Full installs are more stable and secure than persistent installs, but not as quick to make. They are better at utilizing disk space as no fixed size casper-rw file or partition is required. They are not very good for use of installing Ubuntu.

Following is a step by step how to install 18.04 on a 16GB flash drive with options for separate Home partition and Windows compatible data partition:

  • Create a live USB or DVD using SDC, UNetbootin, mkusb, etc.
  • Turn off and unplug the computer. (See note at bottom)
  • Unplug the power cable from the hard drive or unplug the hard drive from the laptop.
  • Plug the computer back in.
  • Insert the flash drive.
  • Insert the Live USB or Live DVD.
  • Start the computer, the USB/DVD should boot.
  • Select language.
  • Select install Ubuntu.
  • Select Keyboard layout
  • Select "Continue".
  • Select installation type and "Download updates while installing Ubuntu" and Select "Install third-party software ...", (optional).
  • Select "Continue".
  • At "Installation type" select "Something else". (Full disk encryption is now working with flash drives).
  • Select "Continue".
  • Confirm target device is correct.
  • Select "New Partition Table".
  • Click Continue on the drop down.

(Optional FAT32 data partition for use on Windows machine)

  • Click "Free space" and "+".
  • Make "Size..." about 2000 MB.
  • Select "Primary".
  • Location = "Beginning of this space".
  • "Use as:" = "FAT32 file system".
  • "Mount point" = "/windows".
  • Select "OK"

(Non Optional Root Partition)

  • Click "free space" and then "+".
  • Select "Primary", "Size ..." = 4500 to 6000 MB, "Beginning of this space", Ext4, and Mount point = "/" then OK.

(Optional home partition)

  • Click "free space" and then "+".
  • Select "Primary", "New partition size ..." = 1000 to 6000 MB, Beginning of this space, Ext2, and Mount point = "/home" then OK.

(Optional swap space, allows hibernation)

  • Click "free space" and then "+".
  • Select "Primary", "New partition size ..." = remaining space, (1000 to 2000 megabytes, or same size as RAM), Beginning of this space and "Use as" = "swap area" then OK.

(Important)

  • Confirm "Device for boot loader installation" points to the root of the USB drive.

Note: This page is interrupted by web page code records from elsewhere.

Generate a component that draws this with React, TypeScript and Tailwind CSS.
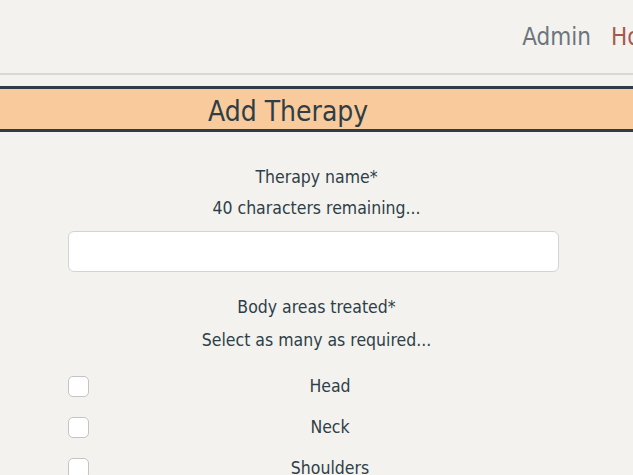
import React from "react";

const font = { fontFamily: '"DejaVu Sans Condensed", "DejaVu Sans", sans-serif' };

function Row({ label }: { label: string }) {
  return (
    <div className="flex items-center h-[41px]">
      <div className="w-[21px] h-[21px] rounded-[5px] border border-[#c4c4c4] bg-white shrink-0" />
      <div className="flex-1 text-center text-[17.5px] text-[#2d4048] pl-[8px]">{label}</div>
    </div>
  );
}

export default function App() {
  return (
    <div className="w-[633px] h-[475px] overflow-hidden bg-[#f4f2ee]" style={font}>
      <header className="h-[75px] border-b-[2px] border-[#d6dad4] flex items-center justify-end gap-[20px] overflow-hidden whitespace-nowrap">
        <span className="text-[24px] text-[#6c757d] font-light">Admin</span>
        <span className="text-[24px] text-[#a55a4e] font-light w-[22px] overflow-hidden">Home</span>
      </header>
      <div className="mt-[11px] h-[46px] bg-[#f9cb9c] border-y-[3px] border-[#2f3e46] flex items-center">
        <h1 className="ml-[208px] text-[28px] text-[#2f3e46] leading-none pt-[6px]">Add Therapy</h1>
      </div>
      <div className="px-[68px] pt-[30px] text-[#2d4048]">
        <div className="text-center text-[17.5px] leading-[31px]">Therapy name*</div>
        <div className="text-center text-[17.5px] leading-[31px]">40 characters remaining...</div>
        <div className="mt-[7px] mr-[6px] h-[41px] rounded-[6px] border border-[#ced4da] bg-white" />
        <div className="mt-[20px] text-center text-[17.5px] leading-[31px]">Body areas treated*</div>
        <div className="text-center text-[17.5px] leading-[31px] mt-[2px]">Select as many as required...</div>
        <div className="mt-[10px] pr-[2px]">
          <Row label="Head" />
          <Row label="Neck" />
          <Row label="Shoulders" />
        </div>
      </div>
    </div>
  );
}
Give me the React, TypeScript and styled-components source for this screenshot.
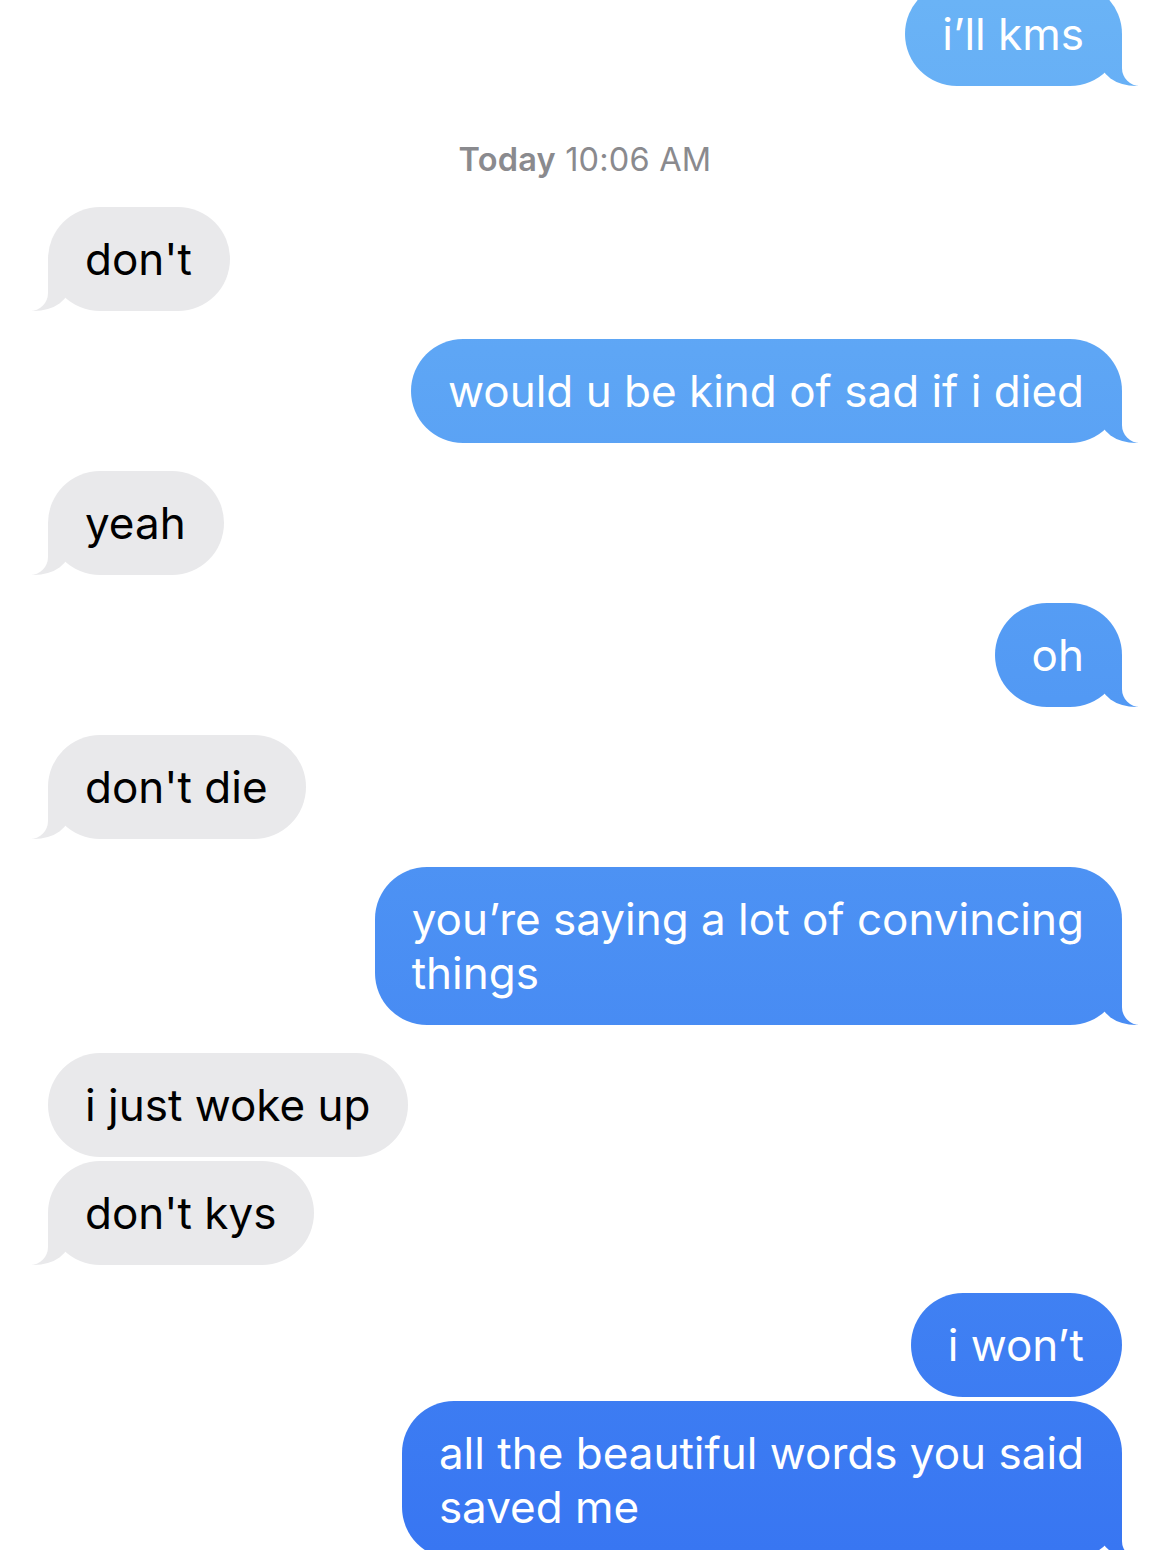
import React from 'react';
import styled, { createGlobalStyle, css } from 'styled-components';

const Global = createGlobalStyle`
  html, body { margin: 0; padding: 0; background: #ffffff; }
  body { font-family: Inter, "Liberation Sans", Arial, sans-serif; -webkit-font-smoothing: antialiased; }
`;

const BLUE = 'linear-gradient(to bottom, #6ab3f6 0px, #5299f4 700px, #3876f2 1550px) fixed';
const GRAY = '#e9e9eb';

const Thread = styled.div`
  display: flex;
  flex-direction: column;
  width: 1168px;
  box-sizing: border-box;
  padding: 0 46px 0 48px;
  margin-top: -18px;
`;

const Stamp = styled.div`
  align-self: center;
  margin: 54px 0 27px;
  font-size: 32.5px;
  line-height: 40px;
  color: #8a8a8e;
  letter-spacing: 0.2px;
  b { font-weight: 600; }
`;

const tailRight = css`
  &::before {
    content: '';
    position: absolute;
    right: -16px;
    bottom: 0;
    width: 38px;
    height: 52px;
    background: ${BLUE};
    border-bottom-left-radius: 36px 26px;
  }
  &::after {
    content: '';
    position: absolute;
    right: -30px;
    bottom: 0;
    width: 30px;
    height: 54px;
    background: #ffffff;
    border-bottom-left-radius: 18px;
  }
`;

const tailLeft = css`
  &::before {
    content: '';
    position: absolute;
    left: -16px;
    bottom: 0;
    width: 38px;
    height: 52px;
    background: ${GRAY};
    border-bottom-right-radius: 36px 26px;
  }
  &::after {
    content: '';
    position: absolute;
    left: -30px;
    bottom: 0;
    width: 30px;
    height: 54px;
    background: #ffffff;
    border-bottom-right-radius: 18px;
  }
`;

const Bubble = styled.div<{ $me: boolean; $tail: boolean; $gap: number }>`
  position: relative;
  align-self: ${(p) => (p.$me ? 'flex-end' : 'flex-start')};
  margin-top: ${(p) => p.$gap}px;
  padding: 25px 38px 25px 37px;
  border-radius: 52px;
  font-size: 44px;
  line-height: 54px;
  white-space: nowrap;
  color: ${(p) => (p.$me ? '#ffffff' : '#000000')};
  background: ${(p) => (p.$me ? BLUE : GRAY)};
  ${(p) => p.$tail && (p.$me ? tailRight : tailLeft)}
`;

const Line = styled.div`
  position: relative;
  z-index: 1;
`;

type Msg = { me: boolean; lines: string[]; tail: boolean; gap: number } | { stamp: true };

const messages: Msg[] = [
  { me: true, lines: ['i’ll kms'], tail: true, gap: 0 },
  { stamp: true },
  { me: false, lines: ["don't"], tail: true, gap: 0 },
  { me: true, lines: ['would u be kind of sad if i died'], tail: true, gap: 28 },
  { me: false, lines: ['yeah'], tail: true, gap: 28 },
  { me: true, lines: ['oh'], tail: true, gap: 28 },
  { me: false, lines: ["don't die"], tail: true, gap: 28 },
  { me: true, lines: ['you’re saying a lot of convincing', 'things'], tail: true, gap: 28 },
  { me: false, lines: ['i just woke up'], tail: false, gap: 28 },
  { me: false, lines: ["don't kys"], tail: true, gap: 4 },
  { me: true, lines: ['i won’t'], tail: false, gap: 28 },
  { me: true, lines: ['all the beautiful words you said', 'saved me'], tail: true, gap: 4 },
];

export default function App() {
  return (
    <>
      <Global />
      <Thread>
        {messages.map((m, i) =>
          'stamp' in m ? (
            <Stamp key={i}>
              <b>Today</b> 10:06 AM
            </Stamp>
          ) : (
            <Bubble key={i} $me={m.me} $tail={m.tail} $gap={m.gap}>
              {m.lines.map((l, j) => (
                <Line key={j}>{l}</Line>
              ))}
            </Bubble>
          )
        )}
      </Thread>
    </>
  );
}
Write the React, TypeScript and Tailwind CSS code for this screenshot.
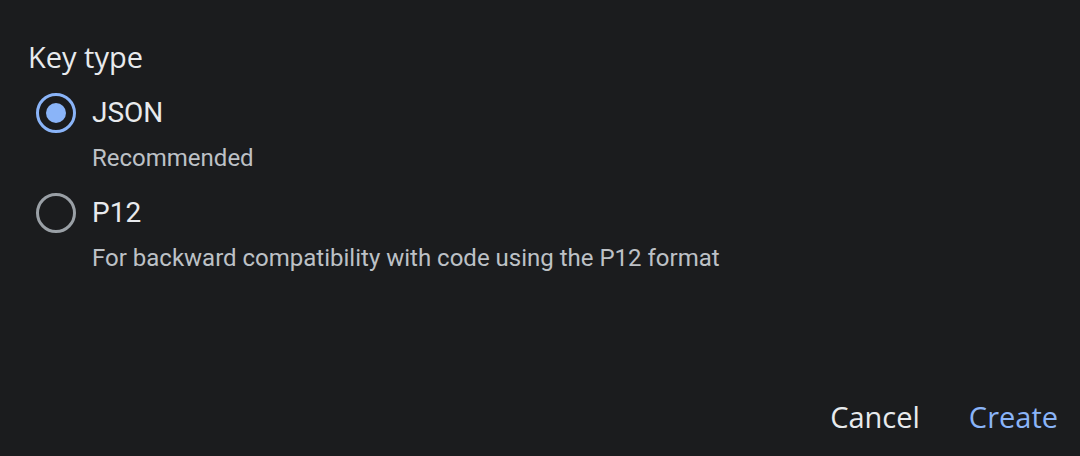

Default should be OK if HDD was unplugged.
  • Click "Install Now".

  • Select your location.

  • Select "Continue".
  • Insert your name, computer name, username, password and select if you want to log in automatically or require a password.cscameron
  • Select "Continue".
  • Wait until install is complete.
  • Turn off computer and plug in the HDD.
  • Replace the computer's cover.

Note: You may omit disabling the hard drive if after partitioning you choose to install grub to the root of the USB drive you are installing Ubuntu to, (ie sdb not sdb1). Be cautious, many people have overwritten the HDD MBR as default location for boot loader is sda, any items in the internal drive's grub will be added to the USB's grub. You may do an update-grub later.